A local beekeeper told a similar story. A person in a nearby town decided to get a hive and put the hive together in winter, with the plan to stock the bees in the spring. He put the empty hive in his yard in plain sight. A neighbor called the city claiming to have been stung by the imaginary bees. The person could not be persuaded that this was not a problem, and the hive owner got into a legal fight with the city over keeping bees that led to a $2,500 bill for legal fees.
My main concern is that my conduct, in reality, not hurt or harass my family or neighbors. However, it is just as important that I not have people get all wound up for no reason. This will be no fun if even if the neighbors have IMAGINARY problems and complain.
Despite the out-of-sight, out-of-mind concept, I am still leaning towards putting the bees next to my house next to my house, facing my house, in the side yard. Prior to these posts, I never thought about facing the hive to the house. If I do that, how much space needs to be left between the house and the front of the hive?
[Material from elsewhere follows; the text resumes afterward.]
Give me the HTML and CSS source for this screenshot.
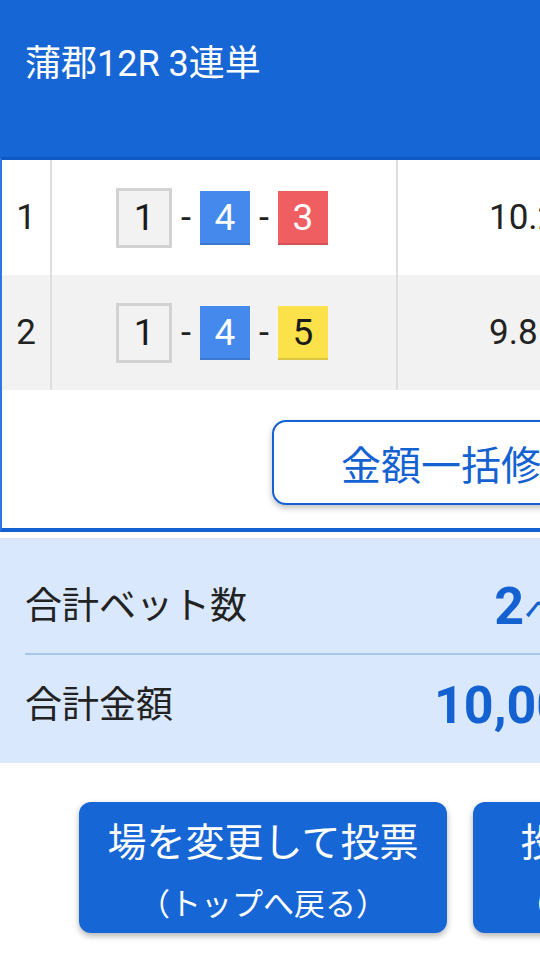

In that location, the hives would be visible, but only from my next door neighbor's yard and then only through a few holes in the shrubs. The main thing is that guy does not even live there. Also, he kept a large dumpster in his yard for about 1.5 years, let his yard grow up with brush, let his wood fences rot till they literally fell over and had a bunch of trash in his backyard when the fences fell. I never once complained, because I think he has other issues that were causing the problem. He since cleaned up the yard somewhat, but I have not seen him in months. He also has no kids and does not go into the yard much. Bottom line, I don't think he will realize I have bees, will not care and would not be in a position to gripe too much about anything.
I have also considered building a little, removable picket or lattice fence to go at the edge of the flowerbed and further obscure the hives.
The only problem is that when I work the hives, which is when the bees actually will be upset, I will be wearing a veil and there will be no way to really hide what I am doing.
However, I ran this by my wife, and she is worried that bee swarms will bother her when she gets out of the car. We park in the driveway, but we could park about 15' in front of or in back of the hives and avoid walking right in front. Based on experience, when there is a nectar flow, will there really be so many bees flying that we will be bothered 15 ft from the hive, even with the hives facing the house? From what little I have seen, bees don't get too upset about what's going on behind the hive. Is that really the case?
I have inspected one beeyard and helped the owner (who is teaching the beekeeping class) to feed his bees. Those bees were calm as can be, and there were not so many bees flying that it would bother anybody. However, we were just feeding and it was only about 70 degrees and not many flowers in bloom. I just don't have a good feel for what a hive is like when the bees are getting after it or invasive work is taking place.
I suppose I could just do this and move the hives someplace else if the neighbors go nuts.
Thanks for the very, very helpful input, and I would still appreciate anybody's thoughts.